I am living in Portland without a car and am loving it. The city’s Tri-Met system of integrated bus, street car and light rail is efficient and coordinated. I can text from any stop, with the stop ID, and know exactly when the next bus or train will arrive. As I learn the system, it is becoming easier and easier to navigate. In addition to reducing my carbon footprint, I get more steps in for the day. I can take the Trip-Met one direction and, of the weather cooperates, walk the other.
Besides the obvious environmental reasons, there are deeper societal reasons I like riding public transportation. I come into contact with the panoply of people that populate Portland. Today was no exception. A young British English-speaking young man boarded. He looked, from all outward appearances, normal (whatever that is these days.) However, once he sat down (directly across from me) things changed. He began loudly talking to himself. His “conversation” was fascinating. He said “The boss is coming after me and he will come after you too. Stop being bossy and you will never have a boss come after you. When the boss comes you will know why.” He kept repeating “the boss is coming after me.” While this “conversation” with himself was going on, people started to quietly move away from him. I decided to remain seated and observe. After about 3 or 4 stops on the light rail, he stop talking and pulled out a small gaming device. Until I exited, he was quiet.
Why is this little story important to me? I firmly believe that self-imposed isolation creates an internal dislocation from the place and the people of one’s homeland. The more isolated we make ourselves the more we imagine what reality is. We spin internal stories fueled with fear and anxiety. While I did not introduce myself to this young man, I felt that I connected in a tiny way. I saw in his eyes loneliness and, likely, some mental illness. I sensed that he might be paranoid and distraught over his own isolation. While my passive connection did nothing to make a connection between him and me, it thickened the threads that I am weaving to bind myself to this new city. That this young man was not escorted off the train or harassed was also meaningful. That the driver obviously kept an eye on him from her rearview mirror was comforting.
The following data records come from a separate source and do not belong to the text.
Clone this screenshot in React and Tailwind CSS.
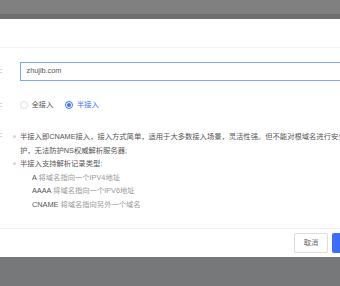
const font = { fontFamily: '"Liberation Sans", "Noto Sans CJK SC", sans-serif' };

const records = [
  { type: "A", desc: "将域名指向一个IPV4地址" },
  { type: "AAAA", desc: "将域名指向一个IPV6地址" },
  { type: "CNAME", desc: "将域名指向另外一个域名" },
];

function Bullet() {
  return (
    <span className="flex h-[13.4px] w-[7px] shrink-0 items-center">
      <span className="h-[3px] w-[3px] rounded-full bg-[#d6d6d6]" />
    </span>
  );
}

function Label({ children }) {
  return (
    <div className="w-[62px] shrink-0 whitespace-nowrap text-right text-[7.3px] text-[#555]">
      {children}
      <span className="ml-[2px]">:</span>
    </div>
  );
}

export default function App() {
  return (
    <div
      className="flex h-[286px] w-[340px] flex-col overflow-hidden bg-[#77787a]"
      style={font}
    >
      <div className="h-[14px] shrink-0 bg-[#808080]" />
      <div className="h-[5px] shrink-0 bg-[#6f6f6f]" />

      <div className="ml-[-60px] flex h-[238px] w-[460px] shrink-0 flex-col bg-white">
        <div className="h-[29px] shrink-0 border-b border-[#f2f2f2]" />

        <div className="flex flex-1 flex-col pt-[14px]">
          <div className="flex items-center">
            <Label>域名</Label>
            <div className="ml-[18px] flex h-[19px] flex-1 items-center border border-[#7ea5f8] px-[5.5px] text-[7.3px] text-[#555]">
              zhujib.com
            </div>
          </div>

          <div className="mt-[19px] flex h-[10px] items-center">
            <Label>接入方式</Label>
            <div className="ml-[18px] flex items-center text-[7.3px]">
              <span className="h-[7.5px] w-[7.5px] rounded-full border border-[#e0e0e0]" />
              <span className="ml-[4px] text-[#555]">全接入</span>
              <span className="ml-[12px] flex h-[7.5px] w-[7.5px] items-center justify-center rounded-full border border-[#3b72f6]">
                <span className="h-[3.5px] w-[3.5px] rounded-full bg-[#3b72f6]" />
              </span>
              <span className="ml-[4px] text-[#3b72f6]">半接入</span>
            </div>
          </div>

          <div className="mt-[20px] flex">
            <Label>说明</Label>
            <div className="ml-[11px] flex-1 text-[7.3px] leading-[13.5px] text-[#555]">
              <div className="flex">
                <Bullet />
                <div className="whitespace-nowrap">
                  半接入即CNAME接入，接入方式简单，适用于大多数接入场景，灵活性强。但不能对根域名进行安全防
                  <br />
                  护，无法防护NS权威解析服务器;
                </div>
              </div>
              <div className="flex">
                <Bullet />
                <div>半接入支持解析记录类型:</div>
              </div>
              <div className="pl-[19px]">
                {records.map((r) => (
                  <div key={r.type}>
                    {r.type} <span className="text-[#999]">{r.desc}</span>
                  </div>
                ))}
              </div>
            </div>
          </div>
        </div>

        <div className="flex h-[29px] shrink-0 items-center gap-[4px] border-t border-[#f0f0f0] pl-[354px]">
          <button className="flex h-[20px] w-[34px] items-center justify-center rounded-[2px] border border-[#dcdcdc] text-[7.3px] text-[#666]">
            取消
          </button>
          <button className="flex h-[20px] w-[34px] items-center justify-center rounded-[2px] bg-[#3b6ef6] text-[7.3px] text-white">
            确定
          </button>
        </div>
      </div>
    </div>
  );
}
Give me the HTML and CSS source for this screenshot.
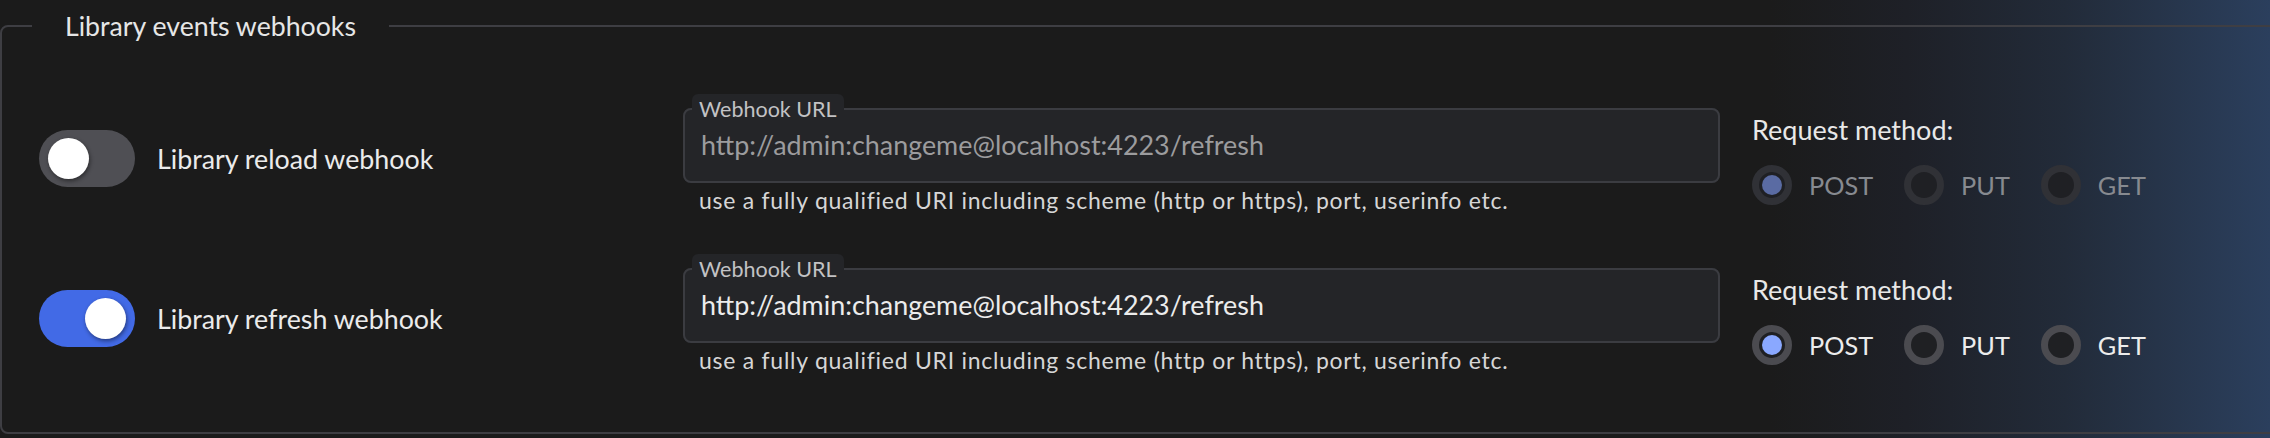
FILE: index.html
```html
<!DOCTYPE html>
<html lang="en">
<head>
<meta charset="utf-8">
<title>Library events webhooks</title>
<link rel="stylesheet" href="styles.css">
</head>
<body>
<fieldset class="group">
  <legend class="group-title">Library events webhooks</legend>
  <div class="hooks">
    <div class="hook-row">
      <div class="switch-cell">
        <span class="switch"><span class="knob"></span></span>
        <span class="switch-label">Library reload webhook</span>
      </div>
      <div class="url-cell">
        <fieldset class="url-box">
          <legend class="url-tab">Webhook URL</legend>
          <input class="url-input" type="text" value="http://admin:changeme@localhost:4223/refresh" disabled>
        </fieldset>
        <p class="url-help">use a fully qualified URI including scheme (http or https), port, userinfo etc.</p>
      </div>
      <div class="method-cell is-disabled">
        <div class="method-title">Request method:</div>
        <div class="radios">
          <span class="radio-item"><span class="radio checked"><span class="dot"></span></span><span class="radio-text">POST</span></span>
          <span class="radio-item"><span class="radio"></span><span class="radio-text">PUT</span></span>
          <span class="radio-item"><span class="radio"></span><span class="radio-text">GET</span></span>
        </div>
      </div>
    </div>
    <div class="hook-row">
      <div class="switch-cell">
        <span class="switch on"><span class="knob"></span></span>
        <span class="switch-label">Library refresh webhook</span>
      </div>
      <div class="url-cell">
        <fieldset class="url-box">
          <legend class="url-tab">Webhook URL</legend>
          <input class="url-input" type="text" value="http://admin:changeme@localhost:4223/refresh">
        </fieldset>
        <p class="url-help">use a fully qualified URI including scheme (http or https), port, userinfo etc.</p>
      </div>
      <div class="method-cell">
        <div class="method-title">Request method:</div>
        <div class="radios">
          <span class="radio-item"><span class="radio checked"><span class="dot"></span></span><span class="radio-text">POST</span></span>
          <span class="radio-item"><span class="radio"></span><span class="radio-text">PUT</span></span>
          <span class="radio-item"><span class="radio"></span><span class="radio-text">GET</span></span>
        </div>
      </div>
    </div>
  </div>
</fieldset>
</body>
</html>
```
FILE: styles.css
```css
html {
  background: #1b1b1b;
}
body {
  margin: 0;
  height: 438px;
  overflow: hidden;
  font-family: Lato, "Noto Sans", sans-serif;
  color: #e8e8e8;
  background: linear-gradient(90deg, #1b1b1b 0%, #1b1b1b 78%, #1e2027 84%, #222b39 91%, #2b3f5d 100%);
}
.group {
  margin: 10px -40px 0 0;
  padding: 52px 0 57px 37px;
  border: 2px solid #3e3e43;
  border-radius: 8px;
  min-width: 0;
}
.group-title {
  margin-left: -7px;
  padding: 0 33px;
  font-size: 26.7px;
  line-height: 32px;
  color: #e6e6e6;
}
.hooks {
  display: flex;
  flex-direction: column;
  gap: 39px;
}
.hook-row {
  display: grid;
  grid-template-columns: 612px 1037px 1fr;
  column-gap: 32px;
  align-items: start;
}
.switch-cell {
  display: flex;
  align-items: center;
  gap: 22px;
  margin-top: 36px;
}
.switch {
  box-sizing: border-box;
  width: 96px;
  height: 57px;
  border-radius: 29px;
  background: #4f4f54;
  display: flex;
  align-items: center;
  justify-content: flex-start;
  padding: 0 9px;
}
.switch.on {
  background: #426ae6;
  justify-content: flex-end;
}
.knob {
  width: 41px;
  height: 41px;
  border-radius: 50%;
  background: #ffffff;
  box-shadow: 1px 2px 4px rgba(0, 0, 0, 0.45);
}
.switch-label {
  font-size: 26.8px;
  line-height: 34px;
  color: #ebebeb;
}
.url-cell {
  display: flex;
  flex-direction: column;
}
.url-box {
  margin: 0;
  padding: 5px 16px 20px;
  border: 2px solid #3b3c41;
  border-radius: 8px;
  background: #242528;
  min-width: 0;
}
.url-tab {
  margin-left: -9px;
  padding: 0 7px;
  background: #242528;
  border-radius: 6px 6px 0 0;
  font-size: 21.5px;
  line-height: 30px;
  color: #c2c2c4;
}
.url-input {
  display: block;
  width: 100%;
  box-sizing: border-box;
  margin: 0;
  padding: 0;
  border: none;
  outline: none;
  background: transparent;
  font-family: inherit;
  font-size: 26.9px;
  line-height: 32px;
  height: 32px;
  color: #ececec;
}
.url-input:disabled {
  color: #9c9c9e;
}
.url-help {
  margin: 3px 0 0 16px;
  font-size: 23px;
  line-height: 29px;
  letter-spacing: 0.74px;
  color: #d6d6d6;
}
.method-cell {
  margin-top: 19px;
}
.method-title {
  font-size: 27px;
  line-height: 34px;
  color: #e8e8e8;
}
.radios {
  display: flex;
  align-items: center;
  gap: 31px;
  margin-top: 18px;
}
.radio-item {
  display: flex;
  align-items: center;
  gap: 17px;
}
.radio {
  box-sizing: border-box;
  width: 40px;
  height: 40px;
  border-radius: 50%;
  border: 7px solid #4b4b50;
  background: #1f2023;
  display: flex;
  align-items: center;
  justify-content: center;
}
.dot {
  width: 20px;
  height: 20px;
  border-radius: 50%;
  background: #8aa8ff;
}
.radio-text {
  font-size: 25.3px;
  line-height: 34px;
  color: #ececec;
}
.is-disabled .radio {
  border-color: #303136;
  background: #1f2024;
}
.is-disabled .dot {
  background: #5a6ba3;
}
.is-disabled .radio-text {
  color: #878a90;
}
```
There are other examples of day-to-day encounters on the streets of my new home. Where we live—right in the midst of downtown—there are many persons who are temporarily without a home. Their behavior ranges from benign to aggressive. Their ages range from teens to seniors. Sometimes they are frightening and, as we walk near our home, we have to be cautious. This is real and we are not naive but also will not be dissuaded from living in the city. Mostly, they are sleeping or either trying to relieve their hunger or thirst by asking “can you spare a dollar?” I have chosen not to give money. However, in that brief moment, I am torn between sitting down and getting to know this person and offering help to just walking away. Both choices are not ideal. I know from having worked in the past with David Pirtle, of the National Coalition for the Homeless, that their stories are wedded in addiction, mental illness, PTSD, financial ruin or abuse. Their stories are not simple and not easily unraveled.
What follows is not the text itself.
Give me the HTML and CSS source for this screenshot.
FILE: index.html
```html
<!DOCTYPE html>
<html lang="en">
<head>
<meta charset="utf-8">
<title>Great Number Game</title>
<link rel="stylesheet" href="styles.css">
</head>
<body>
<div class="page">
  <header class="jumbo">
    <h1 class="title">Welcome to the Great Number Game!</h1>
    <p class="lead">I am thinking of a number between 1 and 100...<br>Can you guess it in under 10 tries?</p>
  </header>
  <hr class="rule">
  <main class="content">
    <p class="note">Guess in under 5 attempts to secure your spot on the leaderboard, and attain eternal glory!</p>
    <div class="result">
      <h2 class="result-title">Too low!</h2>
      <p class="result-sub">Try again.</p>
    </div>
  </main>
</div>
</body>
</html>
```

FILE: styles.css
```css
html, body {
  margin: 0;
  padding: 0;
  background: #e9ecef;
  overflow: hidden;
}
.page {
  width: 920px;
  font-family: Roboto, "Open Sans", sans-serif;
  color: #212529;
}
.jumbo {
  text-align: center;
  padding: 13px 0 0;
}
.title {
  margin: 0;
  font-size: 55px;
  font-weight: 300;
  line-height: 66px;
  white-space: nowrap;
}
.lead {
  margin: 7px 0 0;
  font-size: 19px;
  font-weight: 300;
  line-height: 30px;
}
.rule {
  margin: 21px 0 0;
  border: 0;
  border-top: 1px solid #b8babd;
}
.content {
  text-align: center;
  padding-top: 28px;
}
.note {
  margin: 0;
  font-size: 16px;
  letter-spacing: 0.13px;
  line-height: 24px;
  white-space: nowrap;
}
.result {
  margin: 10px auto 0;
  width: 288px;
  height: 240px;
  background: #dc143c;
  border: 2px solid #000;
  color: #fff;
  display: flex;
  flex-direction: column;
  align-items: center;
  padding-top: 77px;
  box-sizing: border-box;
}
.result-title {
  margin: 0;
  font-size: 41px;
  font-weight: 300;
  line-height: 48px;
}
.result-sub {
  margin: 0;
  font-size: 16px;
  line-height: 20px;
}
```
Once I get my bearings and settled into our new home, I intend somehow to get involved with some aspect of this issue. It may be as board member of the Multnomah County Library—their branches are a natural magnate for folks who are temporarily without a home (as libraries around the world are.) I really don’t know yet. I do know that I will not be afraid to walk the streets. I will remain safely cautious but not be driven by irrational fear. In the meantime, I will continue to listen to and think about the stories, chants and rambles I hear from these human beings who choose to share in their own way.
David Brooks recent opinion piece, The Blindness of Social Wealth, speaks to your thinking.
Happy to know that you and Lea are in a good place.
thanks Anne. Hope to see you one day–and I am planning on attending Norman Central opening! all the best–come see us in Portland one day.
You live at a wonderful place. My office for years was at Yamhill and 3rd, and I often had meetings and collaborations with colleagues at Portland State.
Back in the 70’s, after living in NYC for several years, I moved to Phoenix. In the City of course, you have daily personal. interactions with people on the streets; but in Phoenix there were no such interactions, people effectively remain isolated in their cars and in their lives. Street people are simply part of the passing landscape.
But after only 4 months of living in Phoenix and when I returned to NY to visit friends, I discovered that even in walking in old, previously familiar neighborhoods, places where when I lived there I never thought twice about traveling alone at all hours of the night and day, I now felt the “irrational fear” that you describe.
At the time I remember it as more of an unprovoked paranoia, and I did not like how quickly the enforced isolation of living in a car culture had changed my ability to bond and interact with people on the street.
We often ride the buses while living iin my daughter’s home in a suburb of Paris, Chatillon. A couple of years ago there was an enormous mentality ill African man who did his best to intimidate everyone on the bus. One day, he was after a very old French woman. I asked her to take the window seat so I could have her aisle seat and stare him down. No more problem.
Two,days later, he attacked a young small African man seated just in front of me, hitting him repeatedly in the head. No one did a thing, just stared straight ahead. I yelled at the bus driver and made him eject him.
I am fearless, an older small woman who can do things that if a man tried, there would be a fight and violence.
I’m glad your experience with your crazy was not scary like this man. Crazy is not politically correct, nor am I.